Former President Ali Abdullah Saleh has said he is ready for a “new page” in ties with the Saudi-led coalition fighting in Yemen, in a bid to end nearly three years of war. His call was welcomed by the Saudi coalition.
Ali Abdullah Saleh, Yemen’s former president, said Saturday he was willing to talk with Saudi leaders as his coalition with Iran-backed rebels appeared to be crumbling.
Saleh’s overture came as his fighters battled Houthi rebels for a fourth day in the capital, Sanaa.
“I call on our brothers in neighboring countries … to stop their aggression and lift the blockade … and we will turn the page,” Saleh said in a televised speech.
“We vow to our brothers and neighbors that, after a ceasefire is in place and the blockade is lifted … we will hold dialogue directly through the legitimate authority represented by our parliament.”
His comments were welcomed by the Saudi-led coalition, which said in a statement that it was “confident of the will of the leaders and sons” of Saleh’s General People’s Congress (GPC) party to return to Arab fold.
Saudi leaders have fronted a coalition of Sunni Arab nations that have been fighting Saleh and the Iran-backed Houthi rebels since early 2015. The Arab states recently imposed a total blockade on Yemen after a rebel missile was shot down near Riyadh, the Saudi capital.
Sanaa has been rocked by an eruption of violence this past week between Saleh’s supporters and the Houthi rebels.

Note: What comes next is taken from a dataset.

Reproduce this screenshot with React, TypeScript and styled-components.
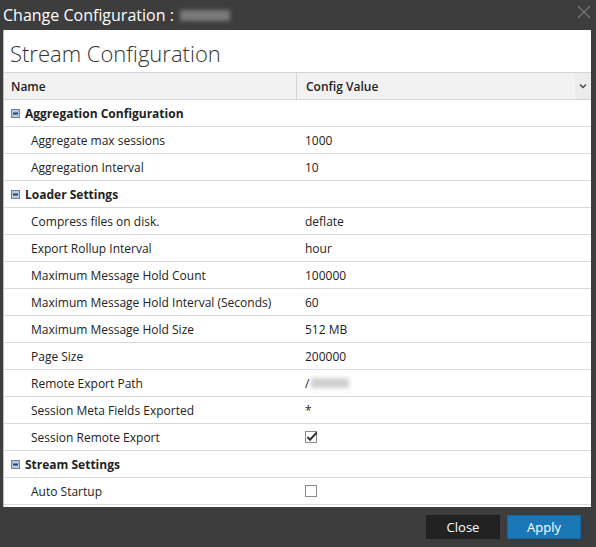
import styled, { createGlobalStyle } from "styled-components";

type Row = { name: string; value?: string; check?: boolean; blur?: boolean };
type Group = { title: string; rows: Row[] };

const groups: Group[] = [
  {
    title: "Aggregation Configuration",
    rows: [
      { name: "Aggregate max sessions", value: "1000" },
      { name: "Aggregation Interval", value: "10" },
    ],
  },
  {
    title: "Loader Settings",
    rows: [
      { name: "Compress files on disk.", value: "deflate" },
      { name: "Export Rollup Interval", value: "hour" },
      { name: "Maximum Message Hold Count", value: "100000" },
      { name: "Maximum Message Hold Interval (Seconds)", value: "60" },
      { name: "Maximum Message Hold Size", value: "512 MB" },
      { name: "Page Size", value: "200000" },
      { name: "Remote Export Path", value: "/", blur: true },
      { name: "Session Meta Fields Exported", value: "*" },
      { name: "Session Remote Export", check: true },
    ],
  },
  {
    title: "Stream Settings",
    rows: [{ name: "Auto Startup", check: false }],
  },
];

const Global = createGlobalStyle`
  html, body { margin: 0; padding: 0; background: #3d3d3d; }
  body { font-family: "Open Sans", "Noto Sans", sans-serif; }
`;

const Dialog = styled.div`
  width: 596px;
  height: 547px;
  background: #3d3d3d;
  display: flex;
  flex-direction: column;
  box-sizing: border-box;
`;

const TitleBar = styled.div`
  height: 30px;
  display: flex;
  align-items: center;
  padding: 0 4px 0 3px;
  color: #ffffff;
  font-size: 16px;
  gap: 6px;
`;

const Blur = styled.span<{ w: number; dark?: boolean }>`
  display: inline-block;
  width: ${(p) => p.w}px;
  height: ${(p) => (p.dark ? 10 : 11)}px;
  background: ${(p) => (p.dark ? "#cfcfcf" : "#7a7a7a")};
  filter: blur(2px);
`;

const CloseX = styled.button`
  margin-left: auto;
  background: none;
  border: none;
  padding: 0;
  width: 16px;
  height: 16px;
  margin-top: -4px;
  cursor: pointer;
`;

const Panel = styled.div`
  margin: 0 5px 0 3px;
  height: 477px;
  background: #ffffff;
  border-left: 1px solid #bdbdbd;
  display: flex;
  flex-direction: column;
  overflow: hidden;
`;

const Heading = styled.div`
  height: 42px;
  display: flex;
  align-items: center;
  padding-left: 6px;
  padding-top: 3px;
  font-size: 22px;
  font-weight: 300;
  color: #333;
  box-sizing: border-box;
`;

const HeaderRow = styled.div`
  display: grid;
  grid-template-columns: 292px 1fr 16px;
  height: 28px;
  background: #f2f2f2;
  border-top: 1px solid #d4d4d4;
  border-bottom: 1px solid #d4d4d4;
  box-sizing: border-box;
  font-size: 12px;
  font-weight: 600;
  color: #222;
`;

const HeadCell = styled.div<{ divider?: boolean }>`
  display: flex;
  align-items: center;
  padding-left: ${(p) => (p.divider ? 9 : 7)}px;
  border-left: ${(p) => (p.divider ? "1px solid #d4d4d4" : "none")};
`;

const SortCell = styled.div`
  display: flex;
  align-items: center;
  justify-content: center;
  background: #ececec;
`;

const BodyRow = styled.div`
  display: grid;
  grid-template-columns: 292px 1fr;
  height: 27px;
  border-bottom: 1px solid #d9d9d9;
  box-sizing: border-box;
  font-size: 12px;
  color: #222;
  align-items: center;
`;

const GroupRow = styled.div`
  display: flex;
  align-items: center;
  gap: 5px;
  height: 27px;
  border-bottom: 1px solid #d9d9d9;
  box-sizing: border-box;
  padding-left: 7px;
  font-size: 12px;
  font-weight: 700;
  color: #222;
`;

const NameCell = styled.div`
  padding-left: 27px;
  white-space: nowrap;
`;

const ValueCell = styled.div`
  padding-left: 9px;
  display: flex;
  align-items: center;
  gap: 2px;
`;

const Footer = styled.div`
  flex: 1;
  display: flex;
  justify-content: flex-end;
  align-items: center;
  gap: 7px;
  padding-right: 15px;
`;

const Button = styled.button<{ primary?: boolean }>`
  width: 74px;
  height: 24px;
  border: 1px solid ${(p) => (p.primary ? "#1565a0" : "#1f1f1f")};
  background: ${(p) => (p.primary ? "#1a78b8" : "#222222")};
  color: #ffffff;
  font-family: "Open Sans", sans-serif;
  font-size: 13px;
  padding: 0;
  cursor: pointer;
`;

function Minus() {
  return (
    <svg width="9" height="9" viewBox="0 0 9 9">
      <rect x="0.5" y="0.5" width="8" height="8" fill="#b4c8de" stroke="#6a81a0" />
      <rect x="2" y="3.5" width="5" height="2" fill="#2c4466" />
    </svg>
  );
}

function CheckBox({ checked }: { checked: boolean }) {
  return (
    <svg width="13" height="13" viewBox="0 0 13 13">
      <rect x="0.5" y="0.5" width="11" height="11" fill="#fff" stroke="#8a8a8a" />
      {checked && (
        <path d="M2.5 6 L5 8.8 L11.8 1.5" fill="none" stroke="#333" strokeWidth="2" />
      )}
    </svg>
  );
}

export default function App() {
  return (
    <Dialog>
      <Global />
      <TitleBar>
        Change Configuration :
        <Blur w={50} />
        <CloseX aria-label="close">
          <svg width="14" height="14" viewBox="0 0 14 14">
            <path d="M1 1 L13 13 M13 1 L1 13" stroke="#6e6e6e" strokeWidth="1.6" />
          </svg>
        </CloseX>
      </TitleBar>
      <Panel>
        <Heading>Stream Configuration</Heading>
        <HeaderRow>
          <HeadCell>Name</HeadCell>
          <HeadCell divider>Config Value</HeadCell>
          <SortCell>
            <svg width="8" height="6" viewBox="0 0 8 6">
              <path d="M1 1.5 L4 4.5 L7 1.5" fill="none" stroke="#444" strokeWidth="1.4" />
            </svg>
          </SortCell>
        </HeaderRow>
        {groups.map((g) => (
          <div key={g.title}>
            <GroupRow>
              <Minus />
              {g.title}
            </GroupRow>
            {g.rows.map((r) => (
              <BodyRow key={r.name}>
                <NameCell>{r.name}</NameCell>
                <ValueCell>
                  {r.check !== undefined ? <CheckBox checked={r.check} /> : r.value}
                  {r.blur && <Blur w={38} dark />}
                </ValueCell>
              </BodyRow>
            ))}
          </div>
        ))}
      </Panel>
      <Footer>
        <Button>Close</Button>
        <Button primary>Apply</Button>
      </Footer>
    </Dialog>
  );
}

Dozens of fighters have been killed and injured, and residents now fear a new front in an already brutal war.
Accused of betrayal
Saudi-owned Al Arabiya television reported that at least 80 people have been killed in this week’s clashes between forces loyal to Saleh and Houthis. Tensions between the former allies have grown in recent months, with Saleh supporters accusing the Houthis of trying to monopolize power.

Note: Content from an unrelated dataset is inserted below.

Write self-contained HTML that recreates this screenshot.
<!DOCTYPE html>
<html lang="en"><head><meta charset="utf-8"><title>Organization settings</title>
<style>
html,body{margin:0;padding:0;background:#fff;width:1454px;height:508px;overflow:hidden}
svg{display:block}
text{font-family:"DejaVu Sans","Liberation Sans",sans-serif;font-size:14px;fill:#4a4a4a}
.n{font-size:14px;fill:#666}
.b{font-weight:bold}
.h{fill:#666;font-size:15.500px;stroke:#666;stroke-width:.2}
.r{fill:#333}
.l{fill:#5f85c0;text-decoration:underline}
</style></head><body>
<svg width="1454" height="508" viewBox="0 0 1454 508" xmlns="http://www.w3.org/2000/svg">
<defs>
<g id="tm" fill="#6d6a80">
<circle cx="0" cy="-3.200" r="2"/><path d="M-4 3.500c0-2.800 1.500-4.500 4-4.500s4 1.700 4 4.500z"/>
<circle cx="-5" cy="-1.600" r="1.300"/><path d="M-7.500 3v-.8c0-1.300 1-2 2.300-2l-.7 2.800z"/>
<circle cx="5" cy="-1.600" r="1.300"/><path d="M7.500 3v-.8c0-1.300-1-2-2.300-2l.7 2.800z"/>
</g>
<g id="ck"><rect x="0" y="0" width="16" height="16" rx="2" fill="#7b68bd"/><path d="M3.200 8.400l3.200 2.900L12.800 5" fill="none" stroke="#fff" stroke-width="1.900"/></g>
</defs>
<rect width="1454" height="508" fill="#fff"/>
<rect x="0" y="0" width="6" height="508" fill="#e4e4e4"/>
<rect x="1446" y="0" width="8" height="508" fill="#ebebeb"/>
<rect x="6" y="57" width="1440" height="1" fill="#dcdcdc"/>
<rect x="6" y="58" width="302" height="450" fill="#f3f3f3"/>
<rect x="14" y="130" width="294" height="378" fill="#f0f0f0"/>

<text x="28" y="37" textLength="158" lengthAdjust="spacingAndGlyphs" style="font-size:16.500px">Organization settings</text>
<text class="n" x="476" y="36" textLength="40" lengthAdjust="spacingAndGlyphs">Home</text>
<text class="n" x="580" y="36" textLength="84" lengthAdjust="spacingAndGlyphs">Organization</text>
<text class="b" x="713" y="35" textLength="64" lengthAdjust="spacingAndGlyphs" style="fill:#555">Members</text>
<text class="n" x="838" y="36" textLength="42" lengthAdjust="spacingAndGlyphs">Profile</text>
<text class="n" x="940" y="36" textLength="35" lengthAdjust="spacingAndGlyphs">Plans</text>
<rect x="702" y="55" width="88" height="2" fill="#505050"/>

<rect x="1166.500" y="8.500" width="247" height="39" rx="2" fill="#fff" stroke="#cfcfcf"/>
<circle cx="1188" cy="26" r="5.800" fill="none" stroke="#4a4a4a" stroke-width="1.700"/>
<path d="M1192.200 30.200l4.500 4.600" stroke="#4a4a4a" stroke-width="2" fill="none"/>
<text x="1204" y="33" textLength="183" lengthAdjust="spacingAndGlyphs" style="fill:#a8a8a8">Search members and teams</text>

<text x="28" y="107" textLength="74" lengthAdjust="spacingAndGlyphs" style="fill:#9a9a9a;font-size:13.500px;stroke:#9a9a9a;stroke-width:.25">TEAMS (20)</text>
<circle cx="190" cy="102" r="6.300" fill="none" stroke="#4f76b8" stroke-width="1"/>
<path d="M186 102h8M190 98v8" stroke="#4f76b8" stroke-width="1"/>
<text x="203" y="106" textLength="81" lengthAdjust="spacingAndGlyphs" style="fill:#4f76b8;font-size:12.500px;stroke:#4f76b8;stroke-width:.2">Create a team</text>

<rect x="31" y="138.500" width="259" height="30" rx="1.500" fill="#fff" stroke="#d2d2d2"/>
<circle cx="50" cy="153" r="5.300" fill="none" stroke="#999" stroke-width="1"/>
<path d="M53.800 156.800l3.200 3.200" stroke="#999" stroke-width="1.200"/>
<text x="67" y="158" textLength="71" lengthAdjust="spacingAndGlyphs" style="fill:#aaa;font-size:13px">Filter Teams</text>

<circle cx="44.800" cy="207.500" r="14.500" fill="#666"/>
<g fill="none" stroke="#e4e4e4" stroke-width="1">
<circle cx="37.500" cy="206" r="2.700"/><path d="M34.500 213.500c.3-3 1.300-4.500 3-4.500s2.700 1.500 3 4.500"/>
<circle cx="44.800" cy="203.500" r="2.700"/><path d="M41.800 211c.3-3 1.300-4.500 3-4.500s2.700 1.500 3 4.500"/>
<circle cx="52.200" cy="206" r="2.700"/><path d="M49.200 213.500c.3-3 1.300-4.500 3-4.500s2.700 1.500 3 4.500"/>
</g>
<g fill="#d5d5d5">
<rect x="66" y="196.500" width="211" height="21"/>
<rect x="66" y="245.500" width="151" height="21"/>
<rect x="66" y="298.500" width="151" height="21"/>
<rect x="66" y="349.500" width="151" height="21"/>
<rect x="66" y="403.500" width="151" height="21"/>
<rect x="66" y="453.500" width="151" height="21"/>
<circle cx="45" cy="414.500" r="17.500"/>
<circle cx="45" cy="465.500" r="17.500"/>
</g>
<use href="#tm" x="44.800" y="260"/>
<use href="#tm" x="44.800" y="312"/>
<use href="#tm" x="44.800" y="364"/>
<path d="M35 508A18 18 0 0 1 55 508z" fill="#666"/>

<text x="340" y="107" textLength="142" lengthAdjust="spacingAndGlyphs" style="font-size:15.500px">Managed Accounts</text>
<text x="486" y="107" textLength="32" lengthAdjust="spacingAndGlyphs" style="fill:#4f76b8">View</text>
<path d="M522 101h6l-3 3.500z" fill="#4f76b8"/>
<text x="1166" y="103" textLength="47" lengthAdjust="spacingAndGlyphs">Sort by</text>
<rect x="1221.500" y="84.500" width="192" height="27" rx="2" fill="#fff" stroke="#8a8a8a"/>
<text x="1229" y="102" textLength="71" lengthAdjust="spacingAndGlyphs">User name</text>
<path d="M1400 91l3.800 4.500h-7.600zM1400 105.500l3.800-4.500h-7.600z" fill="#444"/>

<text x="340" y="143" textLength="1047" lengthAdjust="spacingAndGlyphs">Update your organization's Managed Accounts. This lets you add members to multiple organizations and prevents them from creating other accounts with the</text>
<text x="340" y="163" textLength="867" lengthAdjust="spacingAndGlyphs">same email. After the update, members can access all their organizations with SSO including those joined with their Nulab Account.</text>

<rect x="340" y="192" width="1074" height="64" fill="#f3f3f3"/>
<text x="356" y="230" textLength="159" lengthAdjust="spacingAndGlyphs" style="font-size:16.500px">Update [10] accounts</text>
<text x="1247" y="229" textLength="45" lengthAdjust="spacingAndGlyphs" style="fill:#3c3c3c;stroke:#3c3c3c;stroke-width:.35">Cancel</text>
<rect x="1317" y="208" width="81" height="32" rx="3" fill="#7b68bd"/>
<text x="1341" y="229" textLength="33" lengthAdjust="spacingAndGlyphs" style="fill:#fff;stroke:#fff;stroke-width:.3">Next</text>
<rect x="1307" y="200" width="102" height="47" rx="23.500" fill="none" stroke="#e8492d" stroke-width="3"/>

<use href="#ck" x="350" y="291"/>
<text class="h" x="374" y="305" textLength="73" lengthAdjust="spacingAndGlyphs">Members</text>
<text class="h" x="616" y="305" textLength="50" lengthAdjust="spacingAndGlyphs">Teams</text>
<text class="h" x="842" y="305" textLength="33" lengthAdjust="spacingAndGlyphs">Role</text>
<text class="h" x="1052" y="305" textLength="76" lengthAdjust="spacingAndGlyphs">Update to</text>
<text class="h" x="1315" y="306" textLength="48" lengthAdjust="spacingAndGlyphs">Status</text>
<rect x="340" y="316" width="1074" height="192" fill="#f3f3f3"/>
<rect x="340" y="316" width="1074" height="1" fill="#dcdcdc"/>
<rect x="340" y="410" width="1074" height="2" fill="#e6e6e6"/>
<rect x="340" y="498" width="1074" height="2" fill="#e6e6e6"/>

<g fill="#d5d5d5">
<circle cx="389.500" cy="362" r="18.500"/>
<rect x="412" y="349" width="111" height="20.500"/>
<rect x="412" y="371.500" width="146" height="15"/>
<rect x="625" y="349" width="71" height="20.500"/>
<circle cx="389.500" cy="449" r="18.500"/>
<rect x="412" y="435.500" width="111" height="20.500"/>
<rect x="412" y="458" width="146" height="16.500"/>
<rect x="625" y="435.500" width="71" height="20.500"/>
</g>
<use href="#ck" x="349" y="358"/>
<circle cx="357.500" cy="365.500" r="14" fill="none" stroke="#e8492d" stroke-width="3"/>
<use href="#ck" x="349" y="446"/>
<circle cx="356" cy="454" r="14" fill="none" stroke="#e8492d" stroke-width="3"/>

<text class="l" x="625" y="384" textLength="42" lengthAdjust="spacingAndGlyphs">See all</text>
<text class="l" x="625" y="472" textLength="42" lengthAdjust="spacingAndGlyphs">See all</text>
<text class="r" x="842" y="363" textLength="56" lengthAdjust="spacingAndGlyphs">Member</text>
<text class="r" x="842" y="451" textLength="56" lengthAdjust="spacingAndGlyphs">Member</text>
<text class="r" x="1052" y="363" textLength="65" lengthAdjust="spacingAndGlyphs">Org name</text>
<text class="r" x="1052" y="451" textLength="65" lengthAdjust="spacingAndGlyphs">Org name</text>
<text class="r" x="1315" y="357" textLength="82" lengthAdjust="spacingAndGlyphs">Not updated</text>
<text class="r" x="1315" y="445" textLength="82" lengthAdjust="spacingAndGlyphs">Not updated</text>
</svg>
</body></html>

The coalition accuses Saleh, who heads the GPC, of betraying his Arab neighbors by joining forces with the Houthi rebels. The Houthis are widely believed to have the support of Iran, with whom Saudi Arabia has been waging an increasingly tense political struggle for regional influence.
Meanwhile, Houthi leader Abdel-Malek al-Houthi called for dialogue with Saleh and his rebel forces to end the growing violence between the two factions.
In televised comments, al-Houthi called on Saleh to “be more mature” than his forces and to “let the General People’s Congress seek with us judgment of the sane and elders in this country. The wrongdoer then should be held responsible.”
Yemen is one of the Arab world’s poorest countries. Since 2015, it has been locked in a devastating civil war pitting Saudi-backed government forces against Iranian-supported rebels.
Yemen has become a humanitarian catastrophe, with more than 10,000 people killed in the fighting and at least 2 million displaced. A cholera outbreak has infected nearly 1 million people. The country is on the brink of famine.